# [Exercise task]
With the pictures left out, copy the listing below exactly.

# [Supplied data]

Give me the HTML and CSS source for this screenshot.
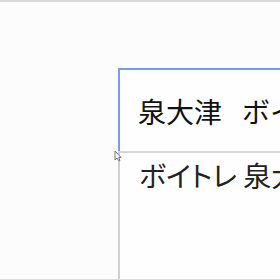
FILE: index.html
```html
<!DOCTYPE html>
<html lang="ja">
<head>
    <meta charset="UTF-8">
    <meta name="viewport" content="width=device-width, initial-scale=1.0">
    <title>検索</title>
    <link rel="stylesheet" href="styles.css">
</head>
<body>
    <div class="top-bar"></div>

    <div class="search-box">
        <div class="search-input">泉大津<span class="gap"></span>ボイトレ</div>
        <div class="suggestions">
            <div class="suggestion">ボイトレ 泉大津</div>
        </div>
        <svg class="cursor" width="8" height="12" viewBox="0 0 8 12">
            <path d="M1 1 L1 10 L3 8 L5 11 L6 10.5 L4.5 7.5 L7 7.5 Z" fill="#fff" stroke="#777" stroke-width="1"/>
        </svg>
    </div>

    <div class="bottom-bar"></div>
</body>
</html>
```

FILE: styles.css
```css
html, body {
    margin: 0;
    height: 100%;
    overflow: hidden;
}
body {
    background-color: #fcfcfc;
    font-family: "Noto Sans CJK JP", "Noto Sans", sans-serif;
    display: flex;
    flex-direction: column;
}
.top-bar {
    height: 2px;
    background-color: #dadada;
}
.search-box {
    position: relative;
    flex: 1;
    display: flex;
    flex-direction: column;
    margin: 66px 0 0 118px;
    width: 420px;
}
.search-input {
    height: 81px;
    border: 2px solid #6f9ef4;
    border-bottom: none;
    background-color: #fefefe;
    display: flex;
    align-items: center;
    padding-left: 18px;
    font-size: 28px;
    color: #111;
    white-space: nowrap;
}
.gap {
    display: inline-block;
    width: 20px;
}
.suggestions {
    flex: 1;
    border-top: 2px solid #d6d6d6;
    border-left: 2px solid #d0d0d0;
    background-color: #fefefe;
}
.suggestion {
    padding: 2px 0 0 19px;
    font-size: 28px;
    color: #222;
    font-feature-settings: "palt";
    white-space: nowrap;
}
.cursor {
    position: absolute;
    left: -4px;
    top: 82px;
}
.bottom-bar {
    height: 1px;
    background-color: #dcdcdc;
}
```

# [Final answer]
Give me the HTML and CSS source for this screenshot.
FILE: index.html
```html
<!DOCTYPE html>
<html lang="ja">
<head>
    <meta charset="UTF-8">
    <meta name="viewport" content="width=device-width, initial-scale=1.0">
    <title>検索</title>
    <link rel="stylesheet" href="styles.css">
</head>
<body>
    <div class="top-bar"></div>

    <div class="search-box">
        <div class="search-input">泉大津<span class="gap"></span>ボイトレ</div>
        <div class="suggestions">
            <div class="suggestion">ボイトレ 泉大津</div>
        </div>
        <svg class="cursor" width="8" height="12" viewBox="0 0 8 12">
            <path d="M1 1 L1 10 L3 8 L5 11 L6 10.5 L4.5 7.5 L7 7.5 Z" fill="#fff" stroke="#777" stroke-width="1"/>
        </svg>
    </div>

    <div class="bottom-bar"></div>
</body>
</html>
```

FILE: styles.css
```css
html, body {
    margin: 0;
    height: 100%;
    overflow: hidden;
}
body {
    background-color: #fcfcfc;
    font-family: "Noto Sans CJK JP", "Noto Sans", sans-serif;
    display: flex;
    flex-direction: column;
}
.top-bar {
    height: 2px;
    background-color: #dadada;
}
.search-box {
    position: relative;
    flex: 1;
    display: flex;
    flex-direction: column;
    margin: 66px 0 0 118px;
    width: 420px;
}
.search-input {
    height: 81px;
    border: 2px solid #6f9ef4;
    border-bottom: none;
    background-color: #fefefe;
    display: flex;
    align-items: center;
    padding-left: 18px;
    font-size: 28px;
    color: #111;
    white-space: nowrap;
}
.gap {
    display: inline-block;
    width: 20px;
}
.suggestions {
    flex: 1;
    border-top: 2px solid #d6d6d6;
    border-left: 2px solid #d0d0d0;
    background-color: #fefefe;
}
.suggestion {
    padding: 2px 0 0 19px;
    font-size: 28px;
    color: #222;
    font-feature-settings: "palt";
    white-space: nowrap;
}
.cursor {
    position: absolute;
    left: -4px;
    top: 82px;
}
.bottom-bar {
    height: 1px;
    background-color: #dcdcdc;
}
```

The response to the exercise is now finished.